● **Problem statement**
The answer is a single number: how many lines hold the string "Give".

** START Data shown **

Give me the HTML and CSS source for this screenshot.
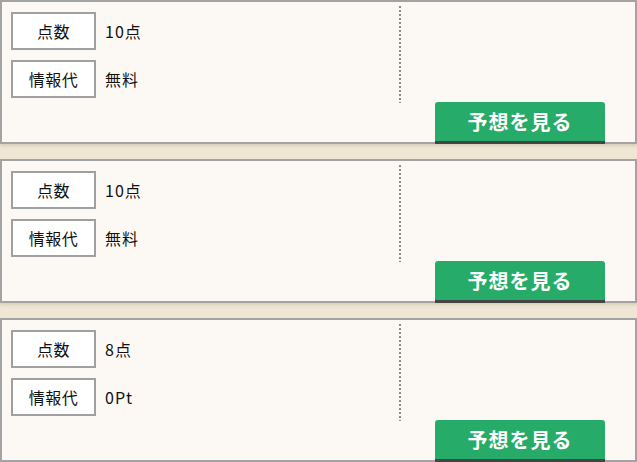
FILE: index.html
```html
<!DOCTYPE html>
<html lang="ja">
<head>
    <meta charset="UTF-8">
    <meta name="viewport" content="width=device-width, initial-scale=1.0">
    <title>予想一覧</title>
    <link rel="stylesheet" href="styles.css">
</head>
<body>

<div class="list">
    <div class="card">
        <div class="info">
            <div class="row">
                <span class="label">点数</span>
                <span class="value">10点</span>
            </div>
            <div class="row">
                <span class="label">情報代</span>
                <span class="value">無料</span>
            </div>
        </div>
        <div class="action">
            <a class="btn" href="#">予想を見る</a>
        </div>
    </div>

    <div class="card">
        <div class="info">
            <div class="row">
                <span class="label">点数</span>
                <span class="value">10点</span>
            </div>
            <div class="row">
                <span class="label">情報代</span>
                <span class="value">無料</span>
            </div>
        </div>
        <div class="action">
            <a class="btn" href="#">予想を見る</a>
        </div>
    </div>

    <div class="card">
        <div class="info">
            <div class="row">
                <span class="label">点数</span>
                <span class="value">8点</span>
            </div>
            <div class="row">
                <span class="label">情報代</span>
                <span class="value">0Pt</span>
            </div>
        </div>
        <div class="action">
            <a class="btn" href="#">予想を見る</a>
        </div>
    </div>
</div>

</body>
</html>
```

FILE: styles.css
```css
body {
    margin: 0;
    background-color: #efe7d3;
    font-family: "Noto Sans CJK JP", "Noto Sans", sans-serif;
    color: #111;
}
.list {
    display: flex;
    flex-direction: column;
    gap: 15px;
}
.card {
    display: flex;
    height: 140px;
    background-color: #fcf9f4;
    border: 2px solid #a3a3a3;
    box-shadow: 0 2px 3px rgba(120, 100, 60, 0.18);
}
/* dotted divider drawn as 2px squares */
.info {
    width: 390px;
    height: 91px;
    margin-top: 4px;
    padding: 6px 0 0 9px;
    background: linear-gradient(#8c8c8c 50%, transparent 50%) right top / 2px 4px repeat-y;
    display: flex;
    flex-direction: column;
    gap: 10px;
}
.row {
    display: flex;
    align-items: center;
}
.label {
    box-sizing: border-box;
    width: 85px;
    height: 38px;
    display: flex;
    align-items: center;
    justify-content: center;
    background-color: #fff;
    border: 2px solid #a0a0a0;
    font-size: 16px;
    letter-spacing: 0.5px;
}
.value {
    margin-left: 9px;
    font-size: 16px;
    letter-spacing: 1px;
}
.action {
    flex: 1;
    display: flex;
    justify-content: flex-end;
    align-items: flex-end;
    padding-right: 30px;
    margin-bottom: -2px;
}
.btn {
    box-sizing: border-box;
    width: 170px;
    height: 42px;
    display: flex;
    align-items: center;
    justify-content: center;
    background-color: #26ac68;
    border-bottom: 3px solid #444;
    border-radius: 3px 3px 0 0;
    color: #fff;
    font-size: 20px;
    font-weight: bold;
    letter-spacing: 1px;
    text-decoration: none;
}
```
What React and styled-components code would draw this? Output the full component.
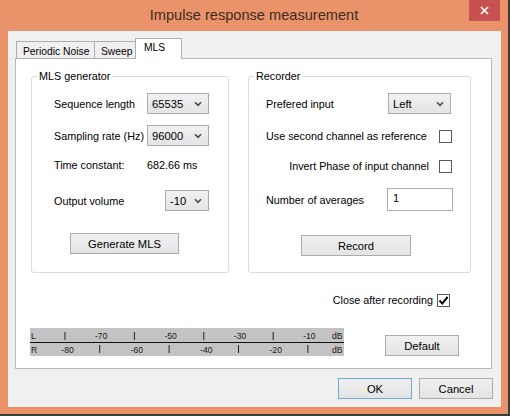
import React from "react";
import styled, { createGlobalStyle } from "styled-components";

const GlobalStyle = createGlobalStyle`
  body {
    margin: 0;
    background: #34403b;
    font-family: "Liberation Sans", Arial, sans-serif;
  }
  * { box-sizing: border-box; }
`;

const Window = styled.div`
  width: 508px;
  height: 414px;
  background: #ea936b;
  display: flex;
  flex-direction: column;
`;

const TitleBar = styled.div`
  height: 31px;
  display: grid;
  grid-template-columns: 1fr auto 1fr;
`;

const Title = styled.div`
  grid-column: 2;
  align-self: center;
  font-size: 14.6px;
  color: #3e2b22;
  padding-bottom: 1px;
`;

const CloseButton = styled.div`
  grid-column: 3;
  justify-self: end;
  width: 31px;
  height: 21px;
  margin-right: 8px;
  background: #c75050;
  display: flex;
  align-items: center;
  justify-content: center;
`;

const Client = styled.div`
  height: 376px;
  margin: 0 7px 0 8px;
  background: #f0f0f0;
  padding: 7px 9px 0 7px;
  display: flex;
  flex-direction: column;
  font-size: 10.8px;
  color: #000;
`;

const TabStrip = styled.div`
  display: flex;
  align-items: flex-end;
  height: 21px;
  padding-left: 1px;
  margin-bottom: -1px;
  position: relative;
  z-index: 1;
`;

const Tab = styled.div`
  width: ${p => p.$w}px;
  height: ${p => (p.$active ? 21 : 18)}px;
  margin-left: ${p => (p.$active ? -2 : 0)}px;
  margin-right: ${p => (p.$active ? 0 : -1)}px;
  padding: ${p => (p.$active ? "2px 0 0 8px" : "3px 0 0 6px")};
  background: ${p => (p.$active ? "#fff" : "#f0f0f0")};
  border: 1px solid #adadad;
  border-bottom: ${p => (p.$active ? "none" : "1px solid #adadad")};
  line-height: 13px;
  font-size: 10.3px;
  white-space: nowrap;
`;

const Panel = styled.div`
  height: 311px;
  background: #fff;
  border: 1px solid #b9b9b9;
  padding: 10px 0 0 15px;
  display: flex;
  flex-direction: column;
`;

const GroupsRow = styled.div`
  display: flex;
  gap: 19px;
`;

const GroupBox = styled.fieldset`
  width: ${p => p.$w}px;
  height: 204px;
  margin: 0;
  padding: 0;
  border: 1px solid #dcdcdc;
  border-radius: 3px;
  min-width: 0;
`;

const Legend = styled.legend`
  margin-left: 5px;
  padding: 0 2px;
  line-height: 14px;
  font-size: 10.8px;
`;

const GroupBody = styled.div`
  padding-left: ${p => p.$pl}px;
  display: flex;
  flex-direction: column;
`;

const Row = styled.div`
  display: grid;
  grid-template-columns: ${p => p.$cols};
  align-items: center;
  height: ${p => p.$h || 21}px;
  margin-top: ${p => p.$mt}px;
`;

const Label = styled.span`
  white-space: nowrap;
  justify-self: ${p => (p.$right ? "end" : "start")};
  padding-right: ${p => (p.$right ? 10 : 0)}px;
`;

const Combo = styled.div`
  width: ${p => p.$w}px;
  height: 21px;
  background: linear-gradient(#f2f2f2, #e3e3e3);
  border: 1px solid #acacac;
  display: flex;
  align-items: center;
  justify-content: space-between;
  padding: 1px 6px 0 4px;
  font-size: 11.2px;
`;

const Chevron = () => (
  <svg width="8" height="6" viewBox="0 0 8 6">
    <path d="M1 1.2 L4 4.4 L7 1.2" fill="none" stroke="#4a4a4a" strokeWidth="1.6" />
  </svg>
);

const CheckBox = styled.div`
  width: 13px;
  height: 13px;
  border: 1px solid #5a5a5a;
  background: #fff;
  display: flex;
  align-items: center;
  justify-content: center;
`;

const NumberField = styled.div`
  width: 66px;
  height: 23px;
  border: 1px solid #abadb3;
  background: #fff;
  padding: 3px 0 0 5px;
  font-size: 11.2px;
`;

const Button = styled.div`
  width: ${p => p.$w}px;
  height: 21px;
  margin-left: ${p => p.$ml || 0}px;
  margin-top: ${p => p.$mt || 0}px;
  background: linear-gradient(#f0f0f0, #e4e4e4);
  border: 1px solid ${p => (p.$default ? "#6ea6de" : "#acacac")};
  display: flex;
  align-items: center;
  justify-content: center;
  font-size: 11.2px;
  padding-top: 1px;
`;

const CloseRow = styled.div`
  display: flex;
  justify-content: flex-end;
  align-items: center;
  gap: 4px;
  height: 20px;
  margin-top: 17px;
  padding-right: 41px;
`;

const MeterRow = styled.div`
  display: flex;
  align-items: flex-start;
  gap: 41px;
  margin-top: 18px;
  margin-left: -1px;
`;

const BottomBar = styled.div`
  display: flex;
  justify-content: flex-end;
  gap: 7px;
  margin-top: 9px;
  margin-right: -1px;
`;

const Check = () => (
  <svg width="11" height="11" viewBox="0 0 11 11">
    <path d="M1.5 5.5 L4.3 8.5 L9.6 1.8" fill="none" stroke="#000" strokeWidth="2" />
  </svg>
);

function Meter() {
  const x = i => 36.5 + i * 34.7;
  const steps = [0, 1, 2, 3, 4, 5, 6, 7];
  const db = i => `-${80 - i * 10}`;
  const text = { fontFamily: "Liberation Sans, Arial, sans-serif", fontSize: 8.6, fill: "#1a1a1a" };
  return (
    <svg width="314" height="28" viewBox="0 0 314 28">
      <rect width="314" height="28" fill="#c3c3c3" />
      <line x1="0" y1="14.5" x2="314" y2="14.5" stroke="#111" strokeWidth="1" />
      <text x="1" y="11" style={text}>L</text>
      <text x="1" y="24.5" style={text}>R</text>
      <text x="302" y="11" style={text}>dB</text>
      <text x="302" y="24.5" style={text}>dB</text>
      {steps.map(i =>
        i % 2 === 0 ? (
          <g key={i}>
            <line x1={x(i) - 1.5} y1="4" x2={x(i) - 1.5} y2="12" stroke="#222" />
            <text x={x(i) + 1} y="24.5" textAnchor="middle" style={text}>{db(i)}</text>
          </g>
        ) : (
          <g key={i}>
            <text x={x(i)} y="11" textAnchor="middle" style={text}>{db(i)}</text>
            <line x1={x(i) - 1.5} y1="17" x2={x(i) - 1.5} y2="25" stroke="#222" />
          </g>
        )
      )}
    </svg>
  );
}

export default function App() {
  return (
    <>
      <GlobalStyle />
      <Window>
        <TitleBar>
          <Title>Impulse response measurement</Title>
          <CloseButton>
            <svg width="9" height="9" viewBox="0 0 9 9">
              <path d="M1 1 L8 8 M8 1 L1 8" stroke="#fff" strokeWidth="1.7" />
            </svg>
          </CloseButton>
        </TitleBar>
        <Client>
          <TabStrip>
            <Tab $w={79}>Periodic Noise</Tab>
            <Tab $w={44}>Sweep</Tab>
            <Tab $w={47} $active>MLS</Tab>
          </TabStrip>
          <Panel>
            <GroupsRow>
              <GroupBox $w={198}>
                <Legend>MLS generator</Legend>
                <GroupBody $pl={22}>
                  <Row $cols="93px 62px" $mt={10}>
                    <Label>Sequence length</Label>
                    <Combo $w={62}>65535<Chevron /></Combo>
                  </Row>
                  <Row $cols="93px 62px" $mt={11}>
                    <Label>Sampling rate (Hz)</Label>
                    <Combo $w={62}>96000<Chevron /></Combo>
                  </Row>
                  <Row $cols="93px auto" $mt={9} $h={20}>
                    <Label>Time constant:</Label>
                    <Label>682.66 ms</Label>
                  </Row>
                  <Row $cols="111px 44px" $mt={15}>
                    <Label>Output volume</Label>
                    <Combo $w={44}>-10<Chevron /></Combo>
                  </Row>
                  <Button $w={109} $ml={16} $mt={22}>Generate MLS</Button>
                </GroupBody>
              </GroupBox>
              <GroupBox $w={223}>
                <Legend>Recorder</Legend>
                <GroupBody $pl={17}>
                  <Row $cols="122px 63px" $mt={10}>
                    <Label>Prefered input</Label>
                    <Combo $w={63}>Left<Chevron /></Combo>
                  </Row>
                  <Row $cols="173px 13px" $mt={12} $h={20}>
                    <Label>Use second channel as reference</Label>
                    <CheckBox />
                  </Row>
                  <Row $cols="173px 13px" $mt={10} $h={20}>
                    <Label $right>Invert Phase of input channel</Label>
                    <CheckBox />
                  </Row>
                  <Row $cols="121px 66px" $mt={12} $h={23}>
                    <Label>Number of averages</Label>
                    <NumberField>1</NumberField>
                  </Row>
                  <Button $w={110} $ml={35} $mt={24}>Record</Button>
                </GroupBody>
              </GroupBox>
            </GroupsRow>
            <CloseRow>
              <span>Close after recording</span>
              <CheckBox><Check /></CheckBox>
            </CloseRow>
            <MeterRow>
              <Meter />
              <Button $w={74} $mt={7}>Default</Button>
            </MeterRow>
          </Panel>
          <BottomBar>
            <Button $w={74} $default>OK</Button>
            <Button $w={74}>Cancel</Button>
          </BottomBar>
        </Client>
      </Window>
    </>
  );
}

** END Data shown **
** START Data shown **

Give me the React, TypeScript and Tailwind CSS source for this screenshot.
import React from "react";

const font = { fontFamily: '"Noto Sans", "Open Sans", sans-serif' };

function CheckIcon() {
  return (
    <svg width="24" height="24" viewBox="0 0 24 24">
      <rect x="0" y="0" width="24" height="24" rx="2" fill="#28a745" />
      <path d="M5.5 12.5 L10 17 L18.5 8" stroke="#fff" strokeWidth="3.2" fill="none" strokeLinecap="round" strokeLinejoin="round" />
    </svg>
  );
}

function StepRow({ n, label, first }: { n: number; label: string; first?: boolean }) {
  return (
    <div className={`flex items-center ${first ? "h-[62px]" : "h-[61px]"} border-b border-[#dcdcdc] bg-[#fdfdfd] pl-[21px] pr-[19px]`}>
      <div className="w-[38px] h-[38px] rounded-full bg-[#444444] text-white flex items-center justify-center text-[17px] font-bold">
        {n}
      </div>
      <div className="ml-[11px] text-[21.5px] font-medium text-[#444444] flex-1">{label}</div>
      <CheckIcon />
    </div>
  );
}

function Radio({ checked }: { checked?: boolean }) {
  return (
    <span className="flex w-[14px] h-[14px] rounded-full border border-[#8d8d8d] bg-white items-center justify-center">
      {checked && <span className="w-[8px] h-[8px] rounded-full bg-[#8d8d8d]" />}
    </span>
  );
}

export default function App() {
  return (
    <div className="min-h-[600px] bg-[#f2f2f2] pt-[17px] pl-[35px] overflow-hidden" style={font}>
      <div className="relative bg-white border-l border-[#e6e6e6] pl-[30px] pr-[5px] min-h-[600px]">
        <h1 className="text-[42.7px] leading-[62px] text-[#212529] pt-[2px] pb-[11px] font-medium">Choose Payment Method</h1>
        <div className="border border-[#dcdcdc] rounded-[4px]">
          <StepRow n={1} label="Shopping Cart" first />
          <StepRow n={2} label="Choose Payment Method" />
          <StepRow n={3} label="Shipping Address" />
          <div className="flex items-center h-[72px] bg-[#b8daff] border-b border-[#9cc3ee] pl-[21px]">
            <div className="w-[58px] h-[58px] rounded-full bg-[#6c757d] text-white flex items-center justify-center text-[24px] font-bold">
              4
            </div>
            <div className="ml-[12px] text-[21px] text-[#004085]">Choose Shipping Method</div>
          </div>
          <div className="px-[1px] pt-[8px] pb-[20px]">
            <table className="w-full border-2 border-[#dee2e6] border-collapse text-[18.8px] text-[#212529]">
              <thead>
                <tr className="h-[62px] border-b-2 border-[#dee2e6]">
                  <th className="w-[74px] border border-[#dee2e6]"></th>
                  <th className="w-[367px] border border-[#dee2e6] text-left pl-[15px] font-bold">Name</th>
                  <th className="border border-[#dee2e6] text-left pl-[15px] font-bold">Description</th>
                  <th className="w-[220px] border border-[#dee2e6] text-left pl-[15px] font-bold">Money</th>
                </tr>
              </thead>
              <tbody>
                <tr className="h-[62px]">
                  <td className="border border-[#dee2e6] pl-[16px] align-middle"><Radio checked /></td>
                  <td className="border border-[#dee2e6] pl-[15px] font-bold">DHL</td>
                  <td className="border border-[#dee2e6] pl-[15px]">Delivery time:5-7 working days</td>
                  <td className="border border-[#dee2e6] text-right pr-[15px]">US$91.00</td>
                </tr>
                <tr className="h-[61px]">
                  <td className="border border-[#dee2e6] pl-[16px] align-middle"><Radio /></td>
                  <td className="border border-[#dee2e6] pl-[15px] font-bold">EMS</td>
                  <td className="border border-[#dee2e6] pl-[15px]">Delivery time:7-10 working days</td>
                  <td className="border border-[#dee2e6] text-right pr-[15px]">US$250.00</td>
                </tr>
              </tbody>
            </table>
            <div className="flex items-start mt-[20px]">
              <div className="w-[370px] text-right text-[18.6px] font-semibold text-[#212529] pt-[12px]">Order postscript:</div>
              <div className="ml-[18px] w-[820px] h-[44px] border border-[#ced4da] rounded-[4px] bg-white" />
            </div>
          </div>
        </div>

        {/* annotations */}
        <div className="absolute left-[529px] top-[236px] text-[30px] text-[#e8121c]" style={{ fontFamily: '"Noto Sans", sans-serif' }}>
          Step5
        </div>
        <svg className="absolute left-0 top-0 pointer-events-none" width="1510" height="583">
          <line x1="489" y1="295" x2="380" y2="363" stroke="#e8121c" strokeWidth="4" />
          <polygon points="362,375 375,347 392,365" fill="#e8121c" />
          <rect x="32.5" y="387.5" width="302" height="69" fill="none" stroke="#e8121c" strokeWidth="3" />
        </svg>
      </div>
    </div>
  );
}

** END Data shown **
** START Data shown **

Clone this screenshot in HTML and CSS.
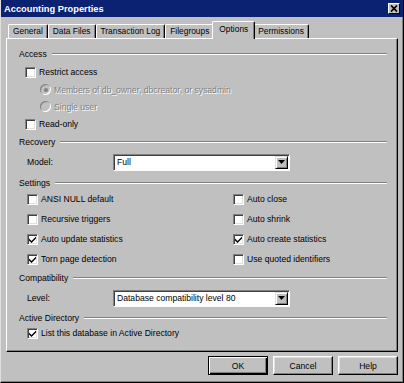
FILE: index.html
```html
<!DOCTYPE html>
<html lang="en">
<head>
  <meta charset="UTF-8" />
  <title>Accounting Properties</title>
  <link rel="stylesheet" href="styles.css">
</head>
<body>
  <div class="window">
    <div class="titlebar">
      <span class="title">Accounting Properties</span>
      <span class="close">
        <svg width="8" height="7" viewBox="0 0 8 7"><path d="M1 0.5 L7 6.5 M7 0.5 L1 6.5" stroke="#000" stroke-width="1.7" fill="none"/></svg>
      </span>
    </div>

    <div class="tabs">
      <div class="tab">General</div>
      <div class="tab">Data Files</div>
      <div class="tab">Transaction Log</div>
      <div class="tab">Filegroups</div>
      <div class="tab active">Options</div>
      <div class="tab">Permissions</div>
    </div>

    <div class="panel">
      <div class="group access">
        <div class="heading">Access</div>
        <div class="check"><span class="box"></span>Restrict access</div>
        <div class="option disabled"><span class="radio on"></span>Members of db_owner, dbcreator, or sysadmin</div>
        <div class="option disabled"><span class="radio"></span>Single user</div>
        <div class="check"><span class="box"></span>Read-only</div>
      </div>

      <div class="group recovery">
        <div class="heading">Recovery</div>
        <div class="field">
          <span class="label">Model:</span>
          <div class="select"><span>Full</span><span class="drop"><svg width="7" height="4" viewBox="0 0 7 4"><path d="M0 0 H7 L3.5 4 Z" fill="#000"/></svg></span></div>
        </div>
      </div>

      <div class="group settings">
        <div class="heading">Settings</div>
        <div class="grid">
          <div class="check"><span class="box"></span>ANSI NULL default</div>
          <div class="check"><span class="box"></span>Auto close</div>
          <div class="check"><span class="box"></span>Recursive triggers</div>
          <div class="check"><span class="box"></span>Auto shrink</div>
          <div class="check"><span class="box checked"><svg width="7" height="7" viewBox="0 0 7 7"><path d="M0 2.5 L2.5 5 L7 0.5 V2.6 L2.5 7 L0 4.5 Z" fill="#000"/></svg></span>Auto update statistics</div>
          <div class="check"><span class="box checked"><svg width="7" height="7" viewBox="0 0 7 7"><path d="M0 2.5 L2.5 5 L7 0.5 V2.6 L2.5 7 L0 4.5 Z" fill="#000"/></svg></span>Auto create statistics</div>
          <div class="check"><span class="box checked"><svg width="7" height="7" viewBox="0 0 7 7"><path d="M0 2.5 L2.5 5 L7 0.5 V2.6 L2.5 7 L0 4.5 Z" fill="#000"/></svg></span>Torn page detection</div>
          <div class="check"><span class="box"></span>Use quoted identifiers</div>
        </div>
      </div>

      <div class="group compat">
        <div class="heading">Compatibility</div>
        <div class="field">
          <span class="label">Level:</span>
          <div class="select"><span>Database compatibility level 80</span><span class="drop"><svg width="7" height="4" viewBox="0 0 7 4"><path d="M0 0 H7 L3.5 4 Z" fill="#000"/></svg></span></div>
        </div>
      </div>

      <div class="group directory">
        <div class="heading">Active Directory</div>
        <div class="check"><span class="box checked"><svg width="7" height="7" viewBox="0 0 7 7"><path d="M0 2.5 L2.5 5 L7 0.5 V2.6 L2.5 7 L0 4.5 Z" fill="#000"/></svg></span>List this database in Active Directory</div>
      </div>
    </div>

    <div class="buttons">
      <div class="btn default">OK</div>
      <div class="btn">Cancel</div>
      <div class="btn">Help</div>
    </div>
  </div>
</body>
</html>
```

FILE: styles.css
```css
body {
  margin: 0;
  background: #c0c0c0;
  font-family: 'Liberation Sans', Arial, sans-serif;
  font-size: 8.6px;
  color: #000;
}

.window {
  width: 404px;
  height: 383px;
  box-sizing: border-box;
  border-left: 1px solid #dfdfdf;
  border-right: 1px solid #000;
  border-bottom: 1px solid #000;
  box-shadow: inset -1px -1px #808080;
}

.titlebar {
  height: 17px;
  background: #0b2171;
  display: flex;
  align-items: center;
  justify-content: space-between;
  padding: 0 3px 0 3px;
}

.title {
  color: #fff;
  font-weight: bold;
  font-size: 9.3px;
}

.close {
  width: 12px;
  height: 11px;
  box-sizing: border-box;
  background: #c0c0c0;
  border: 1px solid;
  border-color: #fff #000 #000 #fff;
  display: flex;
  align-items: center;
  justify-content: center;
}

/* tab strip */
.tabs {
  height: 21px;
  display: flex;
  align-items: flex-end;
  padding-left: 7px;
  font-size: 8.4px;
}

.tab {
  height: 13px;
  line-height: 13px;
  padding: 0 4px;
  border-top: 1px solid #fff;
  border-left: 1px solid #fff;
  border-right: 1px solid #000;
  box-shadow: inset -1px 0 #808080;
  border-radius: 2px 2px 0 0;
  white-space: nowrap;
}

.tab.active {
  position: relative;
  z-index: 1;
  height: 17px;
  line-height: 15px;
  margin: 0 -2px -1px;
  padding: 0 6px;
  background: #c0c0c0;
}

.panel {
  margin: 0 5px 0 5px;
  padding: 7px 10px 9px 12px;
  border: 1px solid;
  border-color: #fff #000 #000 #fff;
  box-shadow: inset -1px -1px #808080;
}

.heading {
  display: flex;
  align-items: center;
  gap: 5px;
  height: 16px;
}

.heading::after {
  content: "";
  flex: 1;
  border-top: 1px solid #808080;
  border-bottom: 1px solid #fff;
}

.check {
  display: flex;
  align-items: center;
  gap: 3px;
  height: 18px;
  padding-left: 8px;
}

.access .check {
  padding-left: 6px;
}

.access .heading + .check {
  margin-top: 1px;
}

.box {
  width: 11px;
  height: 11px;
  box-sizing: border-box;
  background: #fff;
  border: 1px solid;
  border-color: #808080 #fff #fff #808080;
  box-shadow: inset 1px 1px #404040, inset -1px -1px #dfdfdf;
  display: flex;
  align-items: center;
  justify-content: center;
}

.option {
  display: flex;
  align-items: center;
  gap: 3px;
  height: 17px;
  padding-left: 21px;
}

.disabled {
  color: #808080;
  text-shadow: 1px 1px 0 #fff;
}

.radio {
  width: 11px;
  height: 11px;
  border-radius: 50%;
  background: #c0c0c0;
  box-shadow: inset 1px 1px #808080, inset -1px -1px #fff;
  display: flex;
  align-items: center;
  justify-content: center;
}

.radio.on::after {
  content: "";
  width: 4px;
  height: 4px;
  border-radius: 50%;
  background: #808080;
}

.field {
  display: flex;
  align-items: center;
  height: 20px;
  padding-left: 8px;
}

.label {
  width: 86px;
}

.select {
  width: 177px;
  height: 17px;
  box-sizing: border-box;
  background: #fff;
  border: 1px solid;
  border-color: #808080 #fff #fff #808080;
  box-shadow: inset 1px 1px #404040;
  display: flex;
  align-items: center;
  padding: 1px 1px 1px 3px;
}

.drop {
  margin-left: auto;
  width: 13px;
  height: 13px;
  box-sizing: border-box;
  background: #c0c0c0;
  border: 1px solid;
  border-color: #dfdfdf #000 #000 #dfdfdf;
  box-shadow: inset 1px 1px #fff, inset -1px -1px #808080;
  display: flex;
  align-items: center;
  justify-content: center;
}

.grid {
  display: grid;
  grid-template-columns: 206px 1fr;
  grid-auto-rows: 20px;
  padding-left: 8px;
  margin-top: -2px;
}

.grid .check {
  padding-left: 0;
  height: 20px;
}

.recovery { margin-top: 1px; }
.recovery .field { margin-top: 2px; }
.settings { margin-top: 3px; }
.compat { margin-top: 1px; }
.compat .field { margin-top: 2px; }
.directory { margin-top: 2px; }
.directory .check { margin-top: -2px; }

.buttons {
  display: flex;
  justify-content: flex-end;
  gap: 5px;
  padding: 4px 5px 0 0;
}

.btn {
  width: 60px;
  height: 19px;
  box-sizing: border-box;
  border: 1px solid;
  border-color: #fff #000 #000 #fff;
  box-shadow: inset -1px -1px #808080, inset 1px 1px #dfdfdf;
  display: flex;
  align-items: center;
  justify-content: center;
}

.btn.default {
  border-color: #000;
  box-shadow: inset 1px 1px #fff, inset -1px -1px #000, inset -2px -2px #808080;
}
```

** END Data shown **

● **Output of the task**
2